• Measurement of diffusion of several gases in a mesoporous silica membrane.
• Tortuosities based on conventional correlation vary with temperature and gas.
• Effective medium theory is successful, while using only transferable parameters.
• The Knudsen model overestimates diffusivities in mesopores.
• The Oscillator Model considers adsorption, and is more accurate for mesopores.
We investigate the low pressure transport of several gases in a disordered mesoporous silica membrane of mean pore diameter 3.70 nm, deposited on a porous tubular asymmetric support. The transport data for the supported membrane is examined using three different diffusion models, the classical Knudsen model, a version corrected for finite molecular size, as well as the Oscillator Model developed in this laboratory, using a representative pore size in each layer. We show that the correlation by the Knudsen approach, or its modification for finite molecular size, overestimates the diffusion coefficient in the membrane layer, and yields unrealistically high tortuosities, which vary with temperature and gas species. The apparent tortuosity is significantly reduced to a more reasonable range based on the Oscillator Model, which accounts for dispersive fluid–solid interaction and the effect of adsorption on the transport. In order to overcome the lack of transferability associated with fitting of a variable tortuosity, effective medium theory is used to model the transport in the different layers, while considering the entire pore size distribution for each layer, using only fundamental structural parameters.
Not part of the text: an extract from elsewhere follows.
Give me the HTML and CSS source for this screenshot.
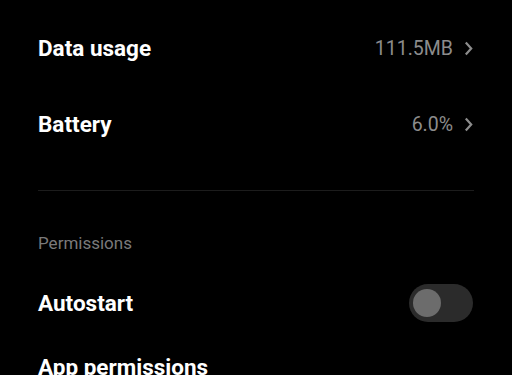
FILE: index.html
```html
<!DOCTYPE html>
<html>
<head>
	<meta charset="utf-8">
	<meta name="viewport" content="width=device-width, initial-scale=1.0">
	<title>App info</title>

	<!-- 样式 -->
	<link rel="stylesheet" href="styles.css">
</head>
<body>
	<div class="settings">

		<!-- 使用情况 -->
		<div class="row">
			<div class="title">Data usage</div>
			<div class="value">111.5MB
				<svg class="arrow" width="9" height="15" viewBox="0 0 9 15"><path d="M1.8 1.5 L7.2 7.5 L1.8 13.5" fill="none" stroke="#8c8c8c" stroke-width="2.2"/></svg>
			</div>
		</div>
		<div class="row">
			<div class="title">Battery</div>
			<div class="value">6.0%
				<svg class="arrow" width="9" height="15" viewBox="0 0 9 15"><path d="M1.8 1.5 L7.2 7.5 L1.8 13.5" fill="none" stroke="#8c8c8c" stroke-width="2.2"/></svg>
			</div>
		</div>

		<div class="line"></div>

		<!-- 权限 -->
		<div class="section">Permissions</div>
		<div class="row">
			<div class="title">Autostart</div>
			<div class="switch"><span></span></div>
		</div>
		<div class="row last">
			<div class="title">App permissions</div>
		</div>
	</div>
</body>
</html>
```

FILE: styles.css
```css
* {
	margin: 0;
	padding: 0;
}

html, body {
	background-color: #000;
	overflow: hidden;
}

body {
	height: 375px;
	font-family: Roboto, "Liberation Sans", sans-serif;
}

.settings {
	padding: 10px 38px 0;
}

.row {
	height: 76px;
	display: flex;
	justify-content: space-between;
	align-items: center;
}

.title {
	font-size: 22.5px;
	font-weight: bold;
	color: #fff;
	line-height: 26px;
}

.value {
	display: flex;
	align-items: center;
	font-size: 19.5px;
	color: #8c8c8c;
}

.arrow {
	margin-left: 11px;
	margin-right: 1px;
}

/* 分割线 */
.line {
	height: 1px;
	margin-top: 28px;
	background-color: #1c1c1c;
}

.section {
	padding: 42px 0 12px;
	font-size: 17px;
	line-height: 20px;
	color: #7a7a7a;
}

/* 开关 */
.switch {
	width: 64px;
	height: 38px;
	border-radius: 19px;
	background-color: #2b2b2b;
	position: relative;
	margin-right: 1px;
}

.switch > span {
	width: 28px;
	height: 28px;
	border-radius: 50%;
	background-color: #6c6c6c;
	position: absolute;
	left: 4px;
	top: 5px;
}

.row.last {
	height: auto;
	display: block;
	padding-top: 13px;
}
```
It is found that the classical and corrected Knudsen models yield significant deviations even with an unrealistically high thickness for the membrane layer, due to the overestimation of the diffusivity. The most satisfactory results are obtained with the Oscillator Model, in which the fitting error is significantly reduced with acceptable membrane thickness. The results indicate that the Knudsen model fails to represent the transport for the mesopores of mean size of 3.70 nm in silica, and that the Oscillator Model provides a more accurate apparent diffusivity which accounts for the effects of adsorption. We also show that use of the effective medium theory provides a satisfactory option to model the transport, using only fundamental structural parameters that are transferable.